We have no problem recruiting data scientists because we have really big data, says Royal Mail

With 160,000 employees and billions of letters and parcels to deliver, Royal Mail has plenty of data for those who like a challenge, says Thomas Lee-Warren

Thomas Lee-Warren set up the Technology Data Group at Royal Mail when he joined from Network Rail two and a half years ago. Before that he was involved in nurturing start-ups.

"I'm interested in bringing the best of small company culture to large corporations and vice versa," he said.

As a company with 160,000 employees, Royal Mail sits firmly in the latter camp, which is an advantage when it comes to recruiting data scientists, developers and visualisation experts.

"With billions of letters and parcels to deliver, they see that we really do have big data, and there are also the sort of opportunities we have across the business. A lot come from start-ups or from the banking industry where they are given the same problems to solve again and again, just optimising what they've done before, whereas here we give them a diverse range of problems to solve ... we're really pulling in the talent."

Lee-Warren's group is working towards providing analytics as a service to the various entities within Royal Mail, using data - and more particularly data science - to solve business problems. So what does he look for when hiring a data scientist?

"It's a complex world, so there is more than one flavour of data scientist," he said. "There are a lot of specialisations, but when we were looking at growing this data science centre I liked the notion of their being able to talk to stakeholders and suggest things they could do with their business.''

Maths is at the heart of most of this problem solving, he explained, so STEM qualifications are generally required. He added that Scala and Spark skills are much in demand. Visualisation experts are also needed because "the more data you have, the harder it is to create a picture that businesspeople can understand - that's a skill."

While they might have different skills, Lee-Warren said he seeks certain attributes in potential employees. He looks for what he calls "super-programmers", people who can understand business problems and quickly model them in code.

"The ability to understand and solve problems quickly is very important. The guys and girls can take a problem, cut code, make models and knock up some visualisations and return and say 'this is what we've done'. They've managed to squash that process down to days or a couple of weeks, and that's revolutionary for a business that is used to tasking IT with something and when they come back they've got grey hair."

Key to this speed is being able to pull in data quickly from multiple sources.

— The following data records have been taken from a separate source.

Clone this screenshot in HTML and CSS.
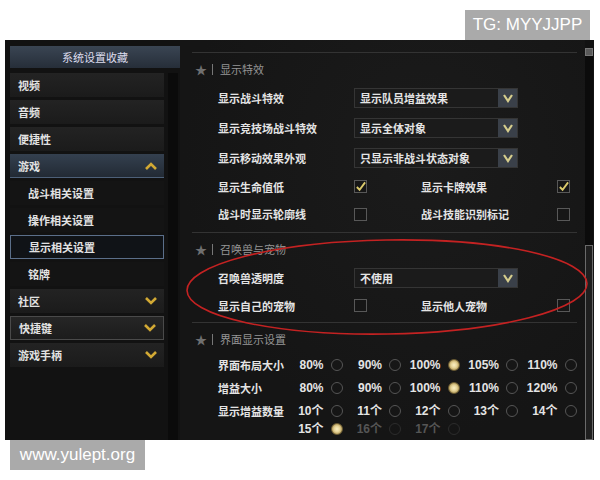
FILE: index.html
```html
<!DOCTYPE html>
<html lang="zh">
<head>
  <meta charset="UTF-8">
  <title>系统设置</title>
  <link rel="stylesheet" href="styles.css">
</head>
<body>
  <div class="top"><div class="tag">TG: MYYJJPP</div></div>

  <div class="game">
    <div class="sidebar">
      <div class="side-head">系统设置收藏</div>
      <div class="side-body">
        <div class="menu">
          <div class="item">视频</div>
          <div class="item">音频</div>
          <div class="item">便捷性</div>
          <div class="item open">游戏
            <svg class="chev" width="14" height="10" viewBox="0 0 14 10"><polyline points="2,8 7,3 12,8" fill="none" stroke="#d2a934" stroke-width="2.6"/></svg>
          </div>
          <div class="item sub">战斗相关设置</div>
          <div class="item sub">操作相关设置</div>
          <div class="item sub active">显示相关设置</div>
          <div class="item sub">铭牌</div>
          <div class="item">社区
            <svg class="chev" width="14" height="10" viewBox="0 0 14 10"><polyline points="2,2 7,7 12,2" fill="none" stroke="#d2a934" stroke-width="2.6"/></svg>
          </div>
          <div class="item hover">快捷键
            <svg class="chev" width="14" height="10" viewBox="0 0 14 10"><polyline points="2,2 7,7 12,2" fill="none" stroke="#d2a934" stroke-width="2.6"/></svg>
          </div>
          <div class="item">游戏手柄
            <svg class="chev" width="14" height="10" viewBox="0 0 14 10"><polyline points="2,2 7,7 12,2" fill="none" stroke="#d2a934" stroke-width="2.6"/></svg>
          </div>
        </div>
        <div class="track"></div>
      </div>
    </div>

    <div class="content">
      <div class="section">
        <div class="sec-head"><span class="star">★</span><span class="bar"></span>显示特效</div>
        <div class="rows">
          <div class="row">
            <span class="label">显示战斗特效</span>
            <div class="select"><span>显示队员增益效果</span><i class="sel-btn"><svg width="12" height="10" viewBox="0 0 12 10"><polyline points="2,2 6,8 10,2" fill="none" stroke="#d4cc8c" stroke-width="2.2"/></svg></i></div>
          </div>
          <div class="row">
            <span class="label">显示竞技场战斗特效</span>
            <div class="select"><span>显示全体对象</span><i class="sel-btn"><svg width="12" height="10" viewBox="0 0 12 10"><polyline points="2,2 6,8 10,2" fill="none" stroke="#d4cc8c" stroke-width="2.2"/></svg></i></div>
          </div>
          <div class="row">
            <span class="label">显示移动效果外观</span>
            <div class="select"><span>只显示非战斗状态对象</span><i class="sel-btn"><svg width="12" height="10" viewBox="0 0 12 10"><polyline points="2,2 6,8 10,2" fill="none" stroke="#d4cc8c" stroke-width="2.2"/></svg></i></div>
          </div>
          <div class="row short">
            <span class="label">显示生命值低</span>
            <span class="check on"><svg width="12" height="12" viewBox="0 0 12 12"><polyline points="2,6 5,9 11,1" fill="none" stroke="#dccb6c" stroke-width="2"/></svg></span>
            <span class="label second">显示卡牌效果</span>
            <span class="check on"><svg width="12" height="12" viewBox="0 0 12 12"><polyline points="2,6 5,9 11,1" fill="none" stroke="#dccb6c" stroke-width="2"/></svg></span>
          </div>
          <div class="row short">
            <span class="label">战斗时显示轮廓线</span>
            <span class="check"></span>
            <span class="label second">战斗技能识别标记</span>
            <span class="check"></span>
          </div>
        </div>
      </div>

      <div class="section">
        <div class="sec-head"><span class="star">★</span><span class="bar"></span>召唤兽与宠物</div>
        <div class="rows">
          <div class="row">
            <span class="label">召唤兽透明度</span>
            <div class="select"><span>不使用</span><i class="sel-btn"><svg width="12" height="10" viewBox="0 0 12 10"><polyline points="2,2 6,8 10,2" fill="none" stroke="#d4cc8c" stroke-width="2.2"/></svg></i></div>
          </div>
          <div class="row tiny">
            <span class="label">显示自己的宠物</span>
            <span class="check"></span>
            <span class="label second">显示他人宠物</span>
            <span class="check"></span>
          </div>
        </div>
      </div>

      <div class="section">
        <div class="sec-head"><span class="star">★</span><span class="bar"></span>界面显示设置</div>
        <div class="rows">
          <div class="radio-row">
            <span class="label">界面布局大小</span>
            <span class="opt">80%<i class="radio"></i></span>
            <span class="opt">90%<i class="radio"></i></span>
            <span class="opt">100%<i class="radio on"></i></span>
            <span class="opt">105%<i class="radio"></i></span>
            <span class="opt">110%<i class="radio"></i></span>
          </div>
          <div class="radio-row">
            <span class="label">增益大小</span>
            <span class="opt">80%<i class="radio"></i></span>
            <span class="opt">90%<i class="radio"></i></span>
            <span class="opt">100%<i class="radio on"></i></span>
            <span class="opt">110%<i class="radio"></i></span>
            <span class="opt">120%<i class="radio"></i></span>
          </div>
          <div class="radio-row">
            <span class="label">显示增益数量</span>
            <span class="opt">10个<i class="radio"></i></span>
            <span class="opt">11个<i class="radio"></i></span>
            <span class="opt">12个<i class="radio"></i></span>
            <span class="opt">13个<i class="radio"></i></span>
            <span class="opt">14个<i class="radio"></i></span>
          </div>
          <div class="radio-row last">
            <span class="label"></span>
            <span class="opt">15个<i class="radio on"></i></span>
            <span class="opt dim">16个<i class="radio"></i></span>
            <span class="opt dim">17个<i class="radio"></i></span>
          </div>
        </div>
      </div>
    </div>

    <div class="vscroll">
      <div class="up"></div>
      <div class="vtrack"><div class="thumb"></div></div>
    </div>

    <svg class="mark" width="589" height="400" viewBox="0 0 589 400">
      <ellipse cx="382" cy="247" rx="200" ry="47" transform="rotate(-1 382 247)" fill="none" stroke="#c42222" stroke-width="1.6"/>
    </svg>
  </div>

  <div class="foot">www.yulept.org</div>
</body>
</html>
```

FILE: styles.css
```css
*{box-sizing:border-box}
body{margin:0;background:#fff;width:600px;height:480px;overflow:hidden;font-family:"Noto Sans CJK SC","Liberation Sans",sans-serif}
.top{height:40px;display:flex;justify-content:flex-end;padding:10px 10px 0 0}
.tag,.foot{background:#aaa;color:#fff;font-family:"Liberation Sans",Arial,sans-serif;font-size:17px;height:30px;line-height:30px;text-align:center}
.tag{width:125px}
.foot{width:135px;margin-left:10px}

.game{position:relative;margin-left:5px;width:589px;height:400px;background:#121212;display:flex;overflow:hidden;color:#e4e4e4;font-size:11px;font-weight:700}
.mark{position:absolute;left:0;top:0;pointer-events:none}

/* colonne de gauche */
.sidebar{width:175px;padding:6px 0 0 5px;display:flex;flex-direction:column}
.side-head{height:22px;line-height:22px;text-align:center;background:linear-gradient(#3a4553,#262e39);color:#dde;font-weight:400}
.side-body{flex:1;display:flex;gap:4px;margin-top:5px}
.menu{width:154px;display:flex;flex-direction:column;gap:3px}
.item{height:24px;display:flex;align-items:center;justify-content:space-between;padding:0 6px 0 8px;background:linear-gradient(#232323,#1b1b1b);color:#e2e2e2}
.item.sub{padding-left:18px;background:#141414}
.item.open{background:linear-gradient(#34404f,#222a34);border-bottom:1px solid #4d6078}
.item.active{border:1px solid #5b6f8a;background:#101317}
.item.hover{border:1px solid #4a4a4a;background:linear-gradient(#262626,#1c1c1c)}
.track{width:10px;background:#0b0b0b}

/* panneau des réglages */
.content{flex:1;padding:12px 8px 0 12px;background:radial-gradient(ellipse at 60% 30%,#1b1b1b,#151515 70%)}
.section{border-top:1px solid #333;padding-top:6px}
.section+.section{margin-top:4px}
.sec-head{height:20px;display:flex;align-items:center;color:#959595;font-weight:400;padding-left:3px}
.star{color:#6f6f6f;font-size:12px}
.bar{width:1px;height:11px;background:#777;margin:0 7px 0 5px}
.rows{padding-left:26px;margin-top:4px}
.row{height:30px;display:flex;align-items:center}
.row.short{height:27px}
.row.short+.row.short{height:28px}
.row.tiny{height:25px}
.label{width:136px;flex-shrink:0}
.label.second{width:136px;margin-left:54px}
.select{width:164px;height:20px;display:flex;align-items:center;justify-content:space-between;background:#1b1b1b;border:1px solid #353535;padding-left:5px}
.sel-btn{width:19px;height:18px;background:#3a4049;display:flex;align-items:center;justify-content:center}
.check{width:13px;height:13px;border:1px solid #585858;background:#161616;display:flex;align-items:center;justify-content:center}
.check svg{display:block}

.radio-row{height:23px;display:grid;grid-template-columns:66px repeat(5,58.5px);align-items:center}
.radio-row.last{height:16px;align-items:start}
.radio-row .label{width:auto}
.opt{display:flex;justify-content:flex-end;align-items:center;gap:7px;height:14px;line-height:14px;font-family:"Liberation Sans","Noto Sans CJK SC",sans-serif;font-size:12px}
.opt.dim{color:#555}
.radio{width:12px;height:12px;border-radius:50%;border:1px solid #555;display:block}
.opt.dim .radio{border-color:#2c2c2c}
.radio.on{border:1px solid #6b5c34;background:radial-gradient(circle,#fbf0c4 0,#e6d498 40%,#b39a58 75%,#6a5830 100%)}

/* ascenseur droit */
.vscroll{width:8px;margin:8px 1px 0 0;display:flex;flex-direction:column}
.up{height:8px;background:#5a5a5a;border:1px solid #777}
.vtrack{flex:1;background:#0b0b0b;display:flex;flex-direction:column}
.thumb{margin-top:189px;flex:1;background:#1f1f1f;border:1px solid #6a6a6a}
```
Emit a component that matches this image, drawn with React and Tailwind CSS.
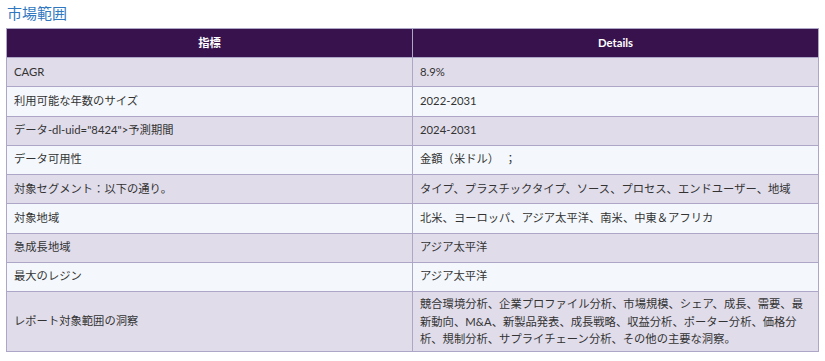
const rows = [
  ["CAGR", "8.9%"],
  ["利用可能な年数のサイズ", "2022-2031"],
  ["データ-dl-uid=\"8424\">予測期間", "2024-2031"],
  ["データ可用性", "金額（米ドル）　；"],
  ["対象セグメント：以下の通り。", "タイプ、プラスチックタイプ、ソース、プロセス、エンドユーザー、地域"],
  ["対象地域", "北米、ヨーロッパ、アジア太平洋、南米、中東＆アフリカ"],
  ["急成長地域", "アジア太平洋"],
  ["最大のレジン", "アジア太平洋"],
];

const insight =
  "競合環境分析、企業プロファイル分析、市場規模、シェア、成長、需要、最新動向、M&A、新製品発表、成長戦略、収益分析、ポーター分析、価格分析、規制分析、サプライチェーン分析、その他の主要な洞察。";

const App = () => {
  return (
    <div className="w-[825px] h-[361px] bg-white px-[6px] font-['Lato','Noto_Sans_CJK_JP',sans-serif] text-[#333] overflow-hidden">
      <h2 className="pt-[3px] mb-[5px] leading-[20px] text-[15px] text-[#2f78bf] pl-px">
        市場範囲
      </h2>

      <div className="w-[813px] border border-[#aea6c6] text-[11.3px]">
        <div className="grid grid-cols-[405px_1fr] h-[28px] bg-[#37124d] text-white font-bold">
          <div className="flex items-center justify-center">指標</div>
          <div className="flex items-center justify-center border-l border-[#aea6c6]">
            Details
          </div>
        </div>

        {rows.map(([label, value], i) => (
          <div
            key={label}
            className={`grid grid-cols-[405px_1fr] h-[29.25px] border-t border-[#aea6c6] ${
              i % 2 === 0 ? "bg-[#e0dcea]" : "bg-[#f4f8fc]"
            }`}
          >
            <div className="flex items-center px-[7px]">{label}</div>
            <div className="flex items-center px-[7px] border-l border-[#aea6c6]">
              {value}
            </div>
          </div>
        ))}

        <div className="grid grid-cols-[405px_1fr] h-[60px] border-t border-[#aea6c6] bg-[#e0dcea]">
          <div className="flex items-center px-[7px]">レポート対象範囲の洞察</div>
          <div className="flex items-center px-[7px] border-l border-[#aea6c6] leading-[17.5px]">
            {insight}
          </div>
        </div>
      </div>
    </div>
  );
};

export default App;
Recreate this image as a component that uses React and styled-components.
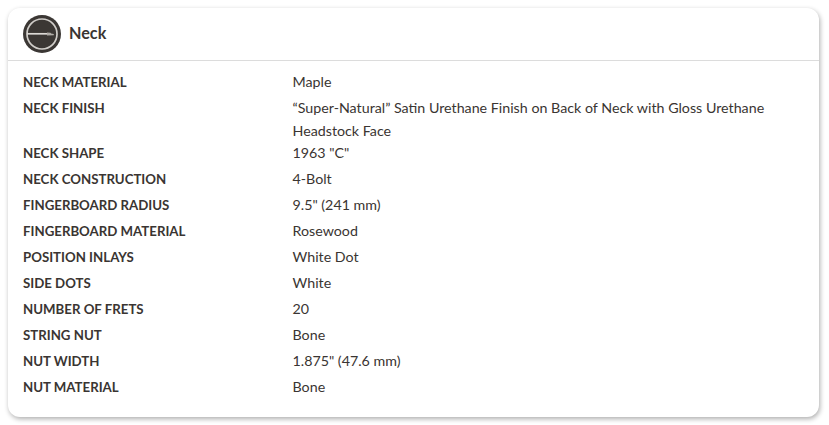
import React from "react";
import styled, { createGlobalStyle } from "styled-components";

const Global = createGlobalStyle`
  html, body { margin: 0; padding: 0; background: #fff; }
  body { font-family: "Lato", "Open Sans", sans-serif; color: #3a3532; }
`;

const Page = styled.div`
  width: 829px;
  height: 425px;
  padding: 8px 10px 8px 8px;
  box-sizing: border-box;
`;

const Card = styled.section`
  height: 409px;
  box-sizing: border-box;
  background: #fff;
  border-radius: 12px;
  box-shadow: 1px 2px 5px rgba(0, 0, 0, 0.32);
`;

const Header = styled.header`
  display: flex;
  align-items: center;
  gap: 8px;
  height: 53px;
  box-sizing: border-box;
  padding: 0 15px 1px;
  border-bottom: 1px solid #dcdcdc;
`;

const Title = styled.h2`
  margin: 0 0 2px;
  font-size: 16.2px;
  font-weight: 700;
  color: #3a3532;
`;

const Specs = styled.dl`
  margin: 0;
  padding: 10px 15px 0;
`;

const Row = styled.div`
  display: grid;
  grid-template-columns: 269.5px 1fr;
  min-height: 26px;
`;

const Label = styled.dt`
  font-size: 13.25px;
  line-height: 22.5px;
  font-weight: 700;
  text-transform: uppercase;
  color: #3a3532;
`;

const Value = styled.dd`
  margin: 0;
  max-width: 490px;
  font-size: 14.25px;
  line-height: 22.5px;
  color: #3a3532;
`;

const NeckIcon = () => (
  <svg width="38" height="38" viewBox="0 0 38 38" aria-hidden="true">
    <circle cx="19" cy="19" r="19" fill="#3b3734" />
    <circle cx="19" cy="19" r="15" fill="none" stroke="#d0cdc9" strokeWidth="1.7" />
    <path d="M4 18.8H24" stroke="#dcd9d5" strokeWidth="1.7" fill="none" />
    <path d="M24 17.6l3.5.2 .6 .7 2.7 .4v1.3l-6.8.2z" fill="#b0aca7" />
  </svg>
);

const specs = [
  ["Neck Material", "Maple"],
  ["Neck Finish", "“Super-Natural” Satin Urethane Finish on Back of Neck with Gloss Urethane Headstock Face"],
  ["Neck Shape", "1963 \"C\""],
  ["Neck Construction", "4-Bolt"],
  ["Fingerboard Radius", "9.5\" (241 mm)"],
  ["Fingerboard Material", "Rosewood"],
  ["Position Inlays", "White Dot"],
  ["Side Dots", "White"],
  ["Number of Frets", "20"],
  ["String Nut", "Bone"],
  ["Nut Width", "1.875\" (47.6 mm)"],
  ["Nut Material", "Bone"],
];

export default function App() {
  return (
    <Page>
      <Global />
      <Card>
        <Header>
          <NeckIcon />
          <Title>Neck</Title>
        </Header>
        <Specs>
          {specs.map(([k, v]) => (
            <Row key={k}>
              <Label>{k}</Label>
              <Value>{v}</Value>
            </Row>
          ))}
        </Specs>
      </Card>
    </Page>
  );
}
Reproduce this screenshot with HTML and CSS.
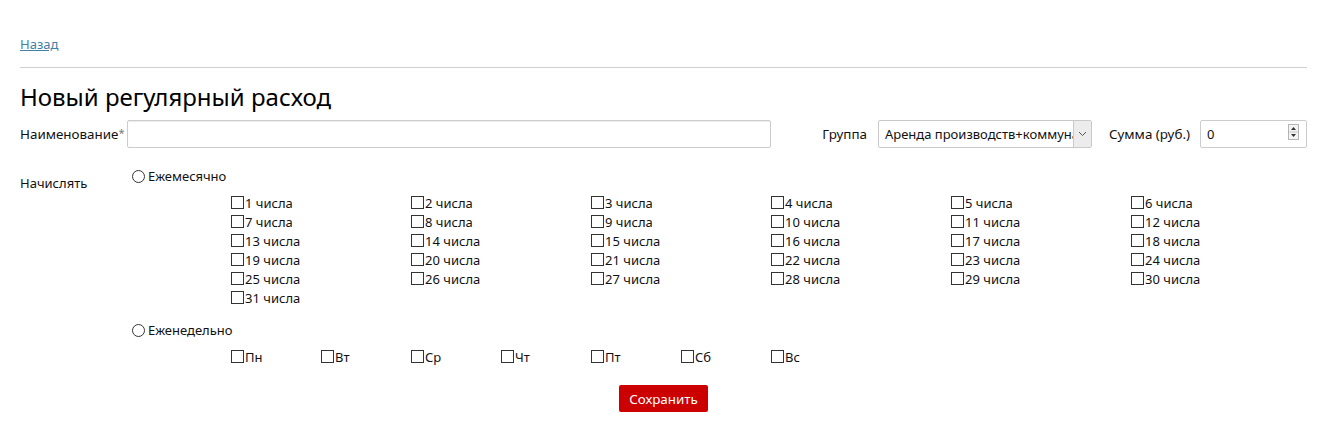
FILE: index.html
```html
<!DOCTYPE html>
<html lang="ru">
<head>
<meta charset="utf-8">
<title>Новый регулярный расход</title>
<link rel="stylesheet" href="styles.css">
</head>
<body>
<div class="page">
  <div class="back"><a href="#">Назад</a></div>
  <hr class="sep">
  <h1 class="title">Новый регулярный расход</h1>
  <div class="top-row">
    <label class="lbl lbl-name">Наименование<span class="req">*</span></label>
    <input class="name-input" type="text">
    <label class="lbl lbl-group">Группа</label>
    <div class="select">
      <span class="select-text">Аренда производств+коммунальные</span>
      <span class="select-arrow"><svg width="9" height="6" viewBox="0 0 9 6"><path d="M1 1 L4.5 4.5 L8 1" fill="none" stroke="#555" stroke-width="1"/></svg></span>
    </div>
    <label class="lbl lbl-sum">Сумма (руб.)</label>
    <div class="num">
      <span class="num-text">0</span>
      <span class="spin"><svg width="11" height="16" viewBox="0 0 11 16"><rect x="0.5" y="0.5" width="10" height="15" fill="#f4f4f4" stroke="#b5b5b5"/><line x1="1" y1="8" x2="10" y2="8" stroke="#c8c8c8"/><path d="M3 6 L5.5 3 L8 6 Z" fill="#333"/><path d="M3 10 L5.5 13 L8 10 Z" fill="#333"/></svg></span>
    </div>
  </div>
  <div class="accrue">
    <div class="accrue-label">Начислять</div>
    <div class="accrue-body">
      <label class="radio-line"><span class="radio"></span>Ежемесячно</label>
      <div class="days">
        <label class="cb"><span class="box"></span>1 числа</label>
        <label class="cb"><span class="box"></span>2 числа</label>
        <label class="cb"><span class="box"></span>3 числа</label>
        <label class="cb"><span class="box"></span>4 числа</label>
        <label class="cb"><span class="box"></span>5 числа</label>
        <label class="cb"><span class="box"></span>6 числа</label>
        <label class="cb"><span class="box"></span>7 числа</label>
        <label class="cb"><span class="box"></span>8 числа</label>
        <label class="cb"><span class="box"></span>9 числа</label>
        <label class="cb"><span class="box"></span>10 числа</label>
        <label class="cb"><span class="box"></span>11 числа</label>
        <label class="cb"><span class="box"></span>12 числа</label>
        <label class="cb"><span class="box"></span>13 числа</label>
        <label class="cb"><span class="box"></span>14 числа</label>
        <label class="cb"><span class="box"></span>15 числа</label>
        <label class="cb"><span class="box"></span>16 числа</label>
        <label class="cb"><span class="box"></span>17 числа</label>
        <label class="cb"><span class="box"></span>18 числа</label>
        <label class="cb"><span class="box"></span>19 числа</label>
        <label class="cb"><span class="box"></span>20 числа</label>
        <label class="cb"><span class="box"></span>21 числа</label>
        <label class="cb"><span class="box"></span>22 числа</label>
        <label class="cb"><span class="box"></span>23 числа</label>
        <label class="cb"><span class="box"></span>24 числа</label>
        <label class="cb"><span class="box"></span>25 числа</label>
        <label class="cb"><span class="box"></span>26 числа</label>
        <label class="cb"><span class="box"></span>27 числа</label>
        <label class="cb"><span class="box"></span>28 числа</label>
        <label class="cb"><span class="box"></span>29 числа</label>
        <label class="cb"><span class="box"></span>30 числа</label>
        <label class="cb"><span class="box"></span>31 числа</label>
      </div>
      <label class="radio-line weekly"><span class="radio"></span>Еженедельно</label>
      <div class="weekdays">
        <label class="cb"><span class="box"></span>Пн</label>
        <label class="cb"><span class="box"></span>Вт</label>
        <label class="cb"><span class="box"></span>Ср</label>
        <label class="cb"><span class="box"></span>Чт</label>
        <label class="cb"><span class="box"></span>Пт</label>
        <label class="cb"><span class="box"></span>Сб</label>
        <label class="cb"><span class="box"></span>Вс</label>
      </div>
    </div>
  </div>
  <div class="actions"><button class="save" type="button">Сохранить</button></div>
</div>
</body>
</html>
```
FILE: styles.css
```css
* { box-sizing: border-box; }
html, body { margin: 0; padding: 0; background: #fff; }
body {
  font-family: "Noto Sans", "Open Sans", sans-serif;
  font-size: 13px;
  color: #111;
}
.page { padding: 0 20px; }
.back { padding-top: 36px; height: 60px; line-height: 17px; }
.back a { color: #3f7fa8; text-decoration: underline; }
.sep { margin: 7px 0 0; border: 0; border-top: 1px solid #cfcfcf; height: 0; }
.title {
  margin: 14px 0 0;
  font-size: 24px;
  font-weight: 400;
  line-height: 30px;
  color: #000;
}
.top-row {
  display: flex;
  align-items: center;
  height: 28px;
  margin-top: 8px;
}
.lbl { white-space: nowrap; font-size: 13.4px; }
.lbl-name { width: 107px; flex: none; }
.req { color: #777; font-size: 11px; vertical-align: top; }
.name-input {
  width: 644px;
  flex: none;
  height: 28px;
  border: 1px solid #ccc;
  border-radius: 2px;
  box-shadow: inset 0 1px 1px rgba(0,0,0,0.08);
  font: inherit;
  padding: 0 6px;
}
.lbl-group { width: 107px; flex: none; text-align: right; padding-right: 11px; }
.select {
  width: 214px;
  flex: none;
  height: 28px;
  border: 1px solid #c9c9c9;
  border-radius: 2px;
  display: flex;
  align-items: center;
  overflow: hidden;
  background: #fff;
}
.select-text {
  flex: 1;
  min-width: 0;
  white-space: nowrap;
  overflow: hidden;
  padding-left: 6px;
}
.select-arrow {
  width: 18px;
  flex: none;
  height: 100%;
  border-left: 1px solid #c9c9c9;
  background: #ececec;
  display: flex;
  align-items: center;
  justify-content: center;
}
.lbl-sum { width: 108px; flex: none; text-align: right; padding-right: 10px; }
.num {
  flex: 1;
  height: 28px;
  border: 1px solid #ccc;
  border-radius: 2px;
  display: flex;
  align-items: center;
  justify-content: space-between;
  padding: 0 7px 0 6px;
}
.accrue { display: flex; margin-top: 19px; }
.accrue-label { width: 112px; padding-top: 8px; line-height: 17px; flex: none; }
.accrue-body { flex: 1; min-width: 0; }
.radio-line { display: flex; align-items: center; height: 19px; line-height: 19px; }
.radio {
  width: 13px; height: 13px;
  border: 1px solid #333;
  border-radius: 50%;
  margin-right: 3px;
}
.days {
  display: grid;
  grid-template-columns: repeat(6, 180px);
  grid-auto-rows: 19px;
  margin-top: 7px;
  margin-left: 99px;
}
.cb { display: flex; align-items: center; white-space: nowrap; }
.box {
  width: 13px; height: 13px;
  border: 1px solid #333;
  margin-right: 1px;
  flex: none;
}
.weekly { margin-top: 14px; }
.weekdays {
  display: grid;
  grid-template-columns: repeat(7, 90px);
  grid-auto-rows: 19px;
  margin-top: 7px;
  margin-left: 99px;
}
.actions { display: flex; justify-content: center; margin-top: 19px; }
.save {
  background: #cc0000;
  color: #fff;
  border: 0;
  border-radius: 2px;
  width: 89px;
  height: 27px;
  font: inherit;
  font-size: 13.4px;
  padding: 0;
}
```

Royal Mail uses Hortonworks' Hadoop Data Platform as its central data store and deploys Apache Nifi (now adopted by Hortonworks as DataFlow) to ingest data rapidly into the central lake from which scientists can work with the pooled data.

"The combined data from two sources has much more value than two sources on their own," Lee-Warren said.

Having the data located centrally makes compliance simpler too, he went on, which is important for an international business.

"Hortonworks provides an opportunity because you can better understand the data; you've got it all together and you've got the lineage. You know where the data came from and how many copies you have, whereas before it was siloed. You can introduce much more disciplined processes around it when it's centralised."

Hortonworks has recently integrated the Apache Atlas data governance solution with Ranger security software in response to demand from large customers including Royal Mail, which was demanding a more coherent answer to compliance issues.

So far the board has been very enthusiastic about innovations around data, although it is still early days, Lee-Warren said. The Technology Data Group is mostly focused on improving the customer experience, after this was identified by the board as a priority. Projects undertaken include building churn models and predicting the volumes of letters and parcels to hit particular sorting offices before they arrive. This is one example of the predictive analytics that will become more important: "How do we balance our workforce with our volumes in an increasingly competitive environment"?

While some members of his team are charged with assessing new technologies in the Hadoop ecosystem, data scientists need stability and discipline.

"A lot of people are excited to try out the next great thing, but you need to make sure you have a stable platform for other people to develop on - that's important when things are changing fast," he concluded.